Demographic changes in the United States mean more students from a variety of racial, ethnic, cultural, and linguistic backgrounds sit in public-school classrooms (National Center for Education Statistics [NCES], 2018a). However, the teaching force remains overwhelmingly White and female, especially at the elementary level (NCES, 2018b). The cultural and racial mismatch between teachers and their students can have consequences including teachers and students “misreading each other in their communication, interactions, and relationships and teachers misreading students’ aptitudes, intentions, abilities, attitudes, and behaviors” (Ukpokodu, 2011, p. 434). These situations may produce a culture as disability perspective (McDermott & Varenne, 1995) in which teachers, reflecting their own K-12 educational experiences (e.g., Alsup & Miller, 2014; Lortie, 2020), reproduce the same culturally normative classroom practices (Loewen, 2007). Such practices typically uphold traditional power structures in classrooms that privilege teacher voice and school knowledge while rejecting the lived experiences of diverse students as lacking in value to the classroom (Coffey & Farinde-Wu, 2016; Gutiérrez et al., 1995). Students exposed to these types of stifling classroom environments not only fail to find instructional materials and activities that reflect their backgrounds, they may find teachers exhibiting lowered expectations (Milner, 2020; Sleeter, 2008), misperceiving culturally-based ways of knowing as defiance (Brown & Crippen, 2017), using harsh discipline policies (Irvine, 2003) and delivering unmotivating instruction that may lead to a rejection of school altogether (Alexander et al., 2001; Rumberger & Lim, 2008).

One method for addressing the consequences of the racial and cultural gap between students and teachers is to build teachers’ cultural competence. Cultural competence entails teachers’ respect for cultural diversity, cultural self-awareness, knowledge of histories and cultural practices of diverse groups (e.g., those from various racial, cultural, religious, or linguistic backgrounds), and capacity to use this knowledge to work with diverse students effectively and positively. Capacity, as defined by Howard and Aleman (2008), includes not only the technical knowledge and skills necessary to teach a specific content area but also “awareness of the social and political contexts of education and the development of critical consciousness about issues such as race, gender, culture, language, and educational equity” (Howard & Aleman, 2008, p. 158).
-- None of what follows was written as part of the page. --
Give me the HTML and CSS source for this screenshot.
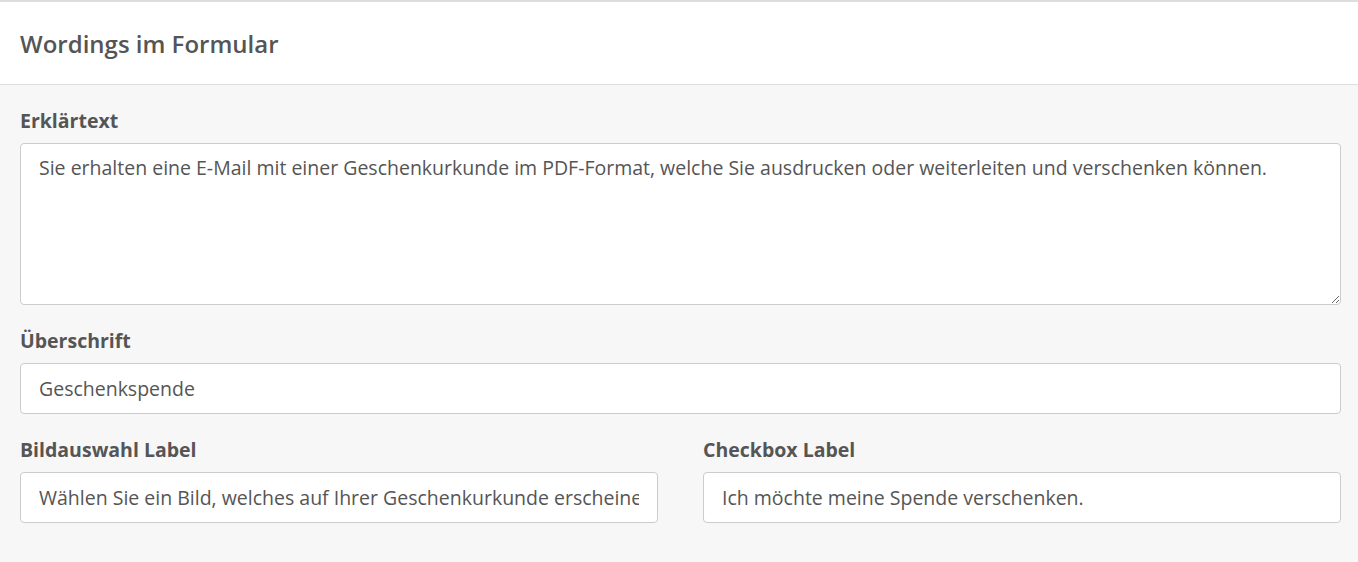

Teachers who possess this capacity are able to teach in culturally responsive ways; they understand the way students’ race, gender, cultural and linguistic backgrounds serve as lenses through which they view their educational experiences and understand how to teach “through students’ cultural filters” (Warren, 2018, p. 172, emphasis in original). In doing this work, teachers actively push toward educational equity by understanding and challenging traditional power structures in K-12 schools that exclude the values and perspectives of students from nondominant groups (Weisman & Garza, 2002) and by actively dismantling commonly held assumptions about various cultural groups (Gorski, 2016).

Key Terms in this Chapter

Nondominant Culture: Cultural group(s) subordinated by dominant cultural group(s); includes people of color, LGBTQ+, individuals with disabilities, people living in poverty, amongst others.

Empathy: The ability to experience the feelings of another, stands in contrast to sympathy which means to understand another’s feelings.

Collective Case Study: A qualitative case study methodology involving more than one case where researchers look for patterns of findings across cases.

Critical Literacy: An examination of the relationship between language and power in texts. Consists of four dimensions: Interrogating multiple perspectives; disrupting commonly held assumptions; examining relationships involving power; and taking action and promoting social justice.

Dominant Culture: Cultural group(s) that possesses more societal power; includes White, Christian, middle- and upper-class males, cisgendered, non-disabled, native English speakers.

Cultural Competence: Knowledge of and respect for cultures as well as the ability to interact positively and effectively across cultures.

Ethnorelativism: The ability to see values and behaviors as cultural rather than universal.